Apple Removes Apps that Bypass China’s Censors

chinas censors

This post was originally published on Financial Times.

Apple has removed from its Chinese app store applications that enable users to bypass China’s “Great Firewall”, in a move that developers have condemned as “censorship”.

The Silicon Valley company has withdrawn virtual private network (VPN) apps from the store, as it pulls all software that do not comply with local law, even if the makers are based outside the country.

VPNs allow users to access content banned by Chinese censors to control access to information online. This has, in effect, created a “Chinese internet”, without many western social media or search engine sites.

ExpressVPN posted a letter it had received from Apple online, notifying the company that its application had been removed from the Chinese app store “because it includes content that is illegal in China”.

The company, which describes itself as a “digital rights advocate”, said it was “dismayed” that Apple had decided to “side with censorship”.

“It represents the most drastic measure the Chinese government has taken to block the use of VPNs to date, and we are troubled to see Apple aiding China’s censorship efforts,” ExpressVPN wrote in a blog post.

Apple said: “Earlier this year China’s ministry of industry and information technology announced that all developers offering VPNs must obtain a licence from the government. We have been required to remove some VPN apps in China that do not meet the new regulations. These apps remain available in all other markets where they do business.”

Meanwhile, on Sunday Russian President Vladimir Putin signed a law banning proxies and VPNs that allow users to bypass restrictions on banned sites.

Golden Frog, a Switzerland-based VPN maker, said it was told by Apple on Friday that its VyprVPN app had also been removed for legal reasons, in a post it distributed in a tweet marked “#censorship”. It said if users had given Apple a billing address outside China, they were still able to download the app.

Some VPN apps remain in the store.

Apple’s decision to remove the VPN providers comes shortly after it opened its first iCloud data centre on the Chinese mainland.

Personal online information belonging to Chinese owners of iPhones and iPads, including private messages and photos, is now stored within the country, after Beijing tightened cyber security rules. The move reflected the concessions that foreign multinationals are making to access the world’s largest mobile market.

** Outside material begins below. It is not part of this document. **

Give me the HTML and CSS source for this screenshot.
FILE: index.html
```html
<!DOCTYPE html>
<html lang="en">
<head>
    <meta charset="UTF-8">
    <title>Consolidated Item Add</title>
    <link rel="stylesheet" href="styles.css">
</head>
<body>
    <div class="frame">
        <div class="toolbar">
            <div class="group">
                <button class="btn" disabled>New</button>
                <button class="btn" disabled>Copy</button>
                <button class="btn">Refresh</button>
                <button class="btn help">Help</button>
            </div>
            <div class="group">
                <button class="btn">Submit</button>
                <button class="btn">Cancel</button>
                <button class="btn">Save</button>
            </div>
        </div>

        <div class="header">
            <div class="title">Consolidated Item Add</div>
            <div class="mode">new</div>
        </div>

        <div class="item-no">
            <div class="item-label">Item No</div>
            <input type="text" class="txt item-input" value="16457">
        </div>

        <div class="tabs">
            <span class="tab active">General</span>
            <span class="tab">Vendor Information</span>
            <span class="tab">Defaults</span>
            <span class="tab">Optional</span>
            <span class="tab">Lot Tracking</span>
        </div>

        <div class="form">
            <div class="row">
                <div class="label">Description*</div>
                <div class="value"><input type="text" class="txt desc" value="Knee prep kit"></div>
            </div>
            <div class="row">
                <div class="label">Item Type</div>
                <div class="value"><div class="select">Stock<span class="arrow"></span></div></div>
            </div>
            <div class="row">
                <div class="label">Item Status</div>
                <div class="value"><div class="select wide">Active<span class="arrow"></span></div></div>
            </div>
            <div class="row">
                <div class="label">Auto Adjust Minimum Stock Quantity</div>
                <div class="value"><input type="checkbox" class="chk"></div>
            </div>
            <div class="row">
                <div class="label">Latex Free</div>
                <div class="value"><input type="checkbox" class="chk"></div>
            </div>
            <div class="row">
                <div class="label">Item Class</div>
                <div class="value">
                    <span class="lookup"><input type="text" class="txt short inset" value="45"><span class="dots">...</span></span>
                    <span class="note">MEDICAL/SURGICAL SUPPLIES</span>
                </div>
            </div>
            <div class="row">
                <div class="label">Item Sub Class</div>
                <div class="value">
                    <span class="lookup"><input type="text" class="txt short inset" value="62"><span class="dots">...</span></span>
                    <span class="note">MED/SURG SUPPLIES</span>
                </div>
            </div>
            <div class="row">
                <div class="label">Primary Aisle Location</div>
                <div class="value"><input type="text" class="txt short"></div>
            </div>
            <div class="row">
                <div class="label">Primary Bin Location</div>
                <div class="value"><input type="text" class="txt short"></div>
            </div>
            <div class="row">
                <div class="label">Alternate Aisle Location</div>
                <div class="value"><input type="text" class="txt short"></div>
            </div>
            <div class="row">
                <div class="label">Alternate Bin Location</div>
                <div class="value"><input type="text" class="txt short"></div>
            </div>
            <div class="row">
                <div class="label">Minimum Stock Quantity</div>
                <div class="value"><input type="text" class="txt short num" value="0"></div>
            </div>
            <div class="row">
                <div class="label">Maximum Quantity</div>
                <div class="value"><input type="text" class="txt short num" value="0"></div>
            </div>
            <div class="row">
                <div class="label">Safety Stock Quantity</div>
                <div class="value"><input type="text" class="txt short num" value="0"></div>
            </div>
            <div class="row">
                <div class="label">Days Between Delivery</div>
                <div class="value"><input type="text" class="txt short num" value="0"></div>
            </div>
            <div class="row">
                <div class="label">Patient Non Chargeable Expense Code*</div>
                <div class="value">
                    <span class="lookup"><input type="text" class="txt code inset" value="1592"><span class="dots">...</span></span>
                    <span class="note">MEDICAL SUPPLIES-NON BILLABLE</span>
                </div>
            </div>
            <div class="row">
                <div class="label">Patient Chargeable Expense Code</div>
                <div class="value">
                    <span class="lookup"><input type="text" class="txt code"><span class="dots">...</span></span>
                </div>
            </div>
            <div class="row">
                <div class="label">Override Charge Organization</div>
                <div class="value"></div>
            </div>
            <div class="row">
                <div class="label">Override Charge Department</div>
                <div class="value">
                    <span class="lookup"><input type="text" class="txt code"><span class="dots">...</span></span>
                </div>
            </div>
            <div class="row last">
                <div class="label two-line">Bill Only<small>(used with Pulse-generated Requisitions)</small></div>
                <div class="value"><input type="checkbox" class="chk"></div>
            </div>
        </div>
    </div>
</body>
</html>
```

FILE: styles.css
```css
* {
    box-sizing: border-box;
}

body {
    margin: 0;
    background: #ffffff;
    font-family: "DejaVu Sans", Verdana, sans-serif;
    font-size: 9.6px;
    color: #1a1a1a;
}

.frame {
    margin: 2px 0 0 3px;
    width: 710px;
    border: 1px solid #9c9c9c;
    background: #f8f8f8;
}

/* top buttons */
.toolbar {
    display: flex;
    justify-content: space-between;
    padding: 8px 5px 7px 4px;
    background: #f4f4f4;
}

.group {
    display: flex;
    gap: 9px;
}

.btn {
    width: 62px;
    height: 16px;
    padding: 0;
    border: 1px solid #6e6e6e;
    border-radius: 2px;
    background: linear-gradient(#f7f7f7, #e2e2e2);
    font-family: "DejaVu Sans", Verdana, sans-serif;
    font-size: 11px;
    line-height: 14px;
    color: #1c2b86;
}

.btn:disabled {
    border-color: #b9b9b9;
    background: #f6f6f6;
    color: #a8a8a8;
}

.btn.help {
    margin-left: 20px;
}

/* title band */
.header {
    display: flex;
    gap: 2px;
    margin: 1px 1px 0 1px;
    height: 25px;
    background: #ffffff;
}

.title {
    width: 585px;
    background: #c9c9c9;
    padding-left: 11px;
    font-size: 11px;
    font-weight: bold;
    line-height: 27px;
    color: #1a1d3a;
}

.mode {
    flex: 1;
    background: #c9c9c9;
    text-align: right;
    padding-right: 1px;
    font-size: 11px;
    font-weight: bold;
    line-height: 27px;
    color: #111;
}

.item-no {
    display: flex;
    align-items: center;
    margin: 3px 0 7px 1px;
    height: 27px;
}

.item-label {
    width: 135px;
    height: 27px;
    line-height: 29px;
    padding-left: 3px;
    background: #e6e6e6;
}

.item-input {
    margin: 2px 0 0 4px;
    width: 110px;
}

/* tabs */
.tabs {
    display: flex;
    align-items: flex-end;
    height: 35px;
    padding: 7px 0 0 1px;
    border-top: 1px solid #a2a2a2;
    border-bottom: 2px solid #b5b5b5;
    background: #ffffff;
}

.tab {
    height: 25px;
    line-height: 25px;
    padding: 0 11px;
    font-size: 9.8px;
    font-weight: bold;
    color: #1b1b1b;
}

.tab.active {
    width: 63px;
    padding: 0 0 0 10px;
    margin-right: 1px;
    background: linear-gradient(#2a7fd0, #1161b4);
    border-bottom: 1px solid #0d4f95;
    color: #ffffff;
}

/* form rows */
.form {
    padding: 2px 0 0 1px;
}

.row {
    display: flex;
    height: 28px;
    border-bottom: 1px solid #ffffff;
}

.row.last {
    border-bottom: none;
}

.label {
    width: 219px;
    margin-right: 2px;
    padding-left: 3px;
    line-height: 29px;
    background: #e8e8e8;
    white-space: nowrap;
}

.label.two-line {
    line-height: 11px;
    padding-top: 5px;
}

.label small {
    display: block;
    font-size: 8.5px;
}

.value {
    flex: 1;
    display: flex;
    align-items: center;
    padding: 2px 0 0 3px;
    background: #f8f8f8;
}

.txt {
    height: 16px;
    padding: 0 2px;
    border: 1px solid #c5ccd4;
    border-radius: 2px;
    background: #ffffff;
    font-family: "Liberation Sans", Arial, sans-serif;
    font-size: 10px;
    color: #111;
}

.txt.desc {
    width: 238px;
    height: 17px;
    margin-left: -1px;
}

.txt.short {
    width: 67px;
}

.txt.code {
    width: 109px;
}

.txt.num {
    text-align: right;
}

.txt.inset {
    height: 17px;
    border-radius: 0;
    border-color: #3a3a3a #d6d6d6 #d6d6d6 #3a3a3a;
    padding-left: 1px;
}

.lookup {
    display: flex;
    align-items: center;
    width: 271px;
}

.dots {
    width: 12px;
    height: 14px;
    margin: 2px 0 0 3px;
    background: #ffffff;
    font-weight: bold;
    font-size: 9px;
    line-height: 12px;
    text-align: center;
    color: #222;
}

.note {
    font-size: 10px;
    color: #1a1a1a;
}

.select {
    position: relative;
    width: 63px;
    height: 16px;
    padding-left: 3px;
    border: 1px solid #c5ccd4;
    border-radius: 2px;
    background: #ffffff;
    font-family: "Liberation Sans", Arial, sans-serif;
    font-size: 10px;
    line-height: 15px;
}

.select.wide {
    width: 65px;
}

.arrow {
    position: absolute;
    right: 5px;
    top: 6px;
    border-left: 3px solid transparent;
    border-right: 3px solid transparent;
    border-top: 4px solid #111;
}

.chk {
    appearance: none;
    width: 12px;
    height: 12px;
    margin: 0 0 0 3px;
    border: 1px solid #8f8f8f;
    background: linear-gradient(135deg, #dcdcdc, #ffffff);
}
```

Apple has positioned itself as a privacy advocate, battling with the Federal Bureau of Investigation in the US by refusing to hack into an iPhone belonging to one of the San Bernardino killers. Apple also said last year that it had rejected a request from the Chinese government to hand over the source code for its operating system. Armed with the source code, it would have been easier to find flaws in the security of iOS.

Edward Snowden, the former National Security Agency contractor who leaked files on mass surveillance, said Apple had done “much good” for privacy in recent years. But he compared aiding Chinese censorship with “corporate collaboration with the apartheid regime”.

In Russia the new law, which goes into effect on November 1, allows censors to block sites offering VPN and proxy services, as well as those explaining how to evade the blocks. Russian citizens are not directly banned from using the services. It was not immediately clear how Russia’s censors would block VPN apps from sale, as in China, or use other methods.

Another law signed on Saturday requires operators of messaging services to identify users by phone numbers and block them if ordered to do so by Russian authorities.

Russia has passed a series of restrictive measures against its once-vibrant web since Mr Putin, who has said that the internet is a “CIA project”, began cracking down on dissent in 2012. But implementation is often far more scattershot, selective and ineffective than in China, which has more extensive censorship infrastructure.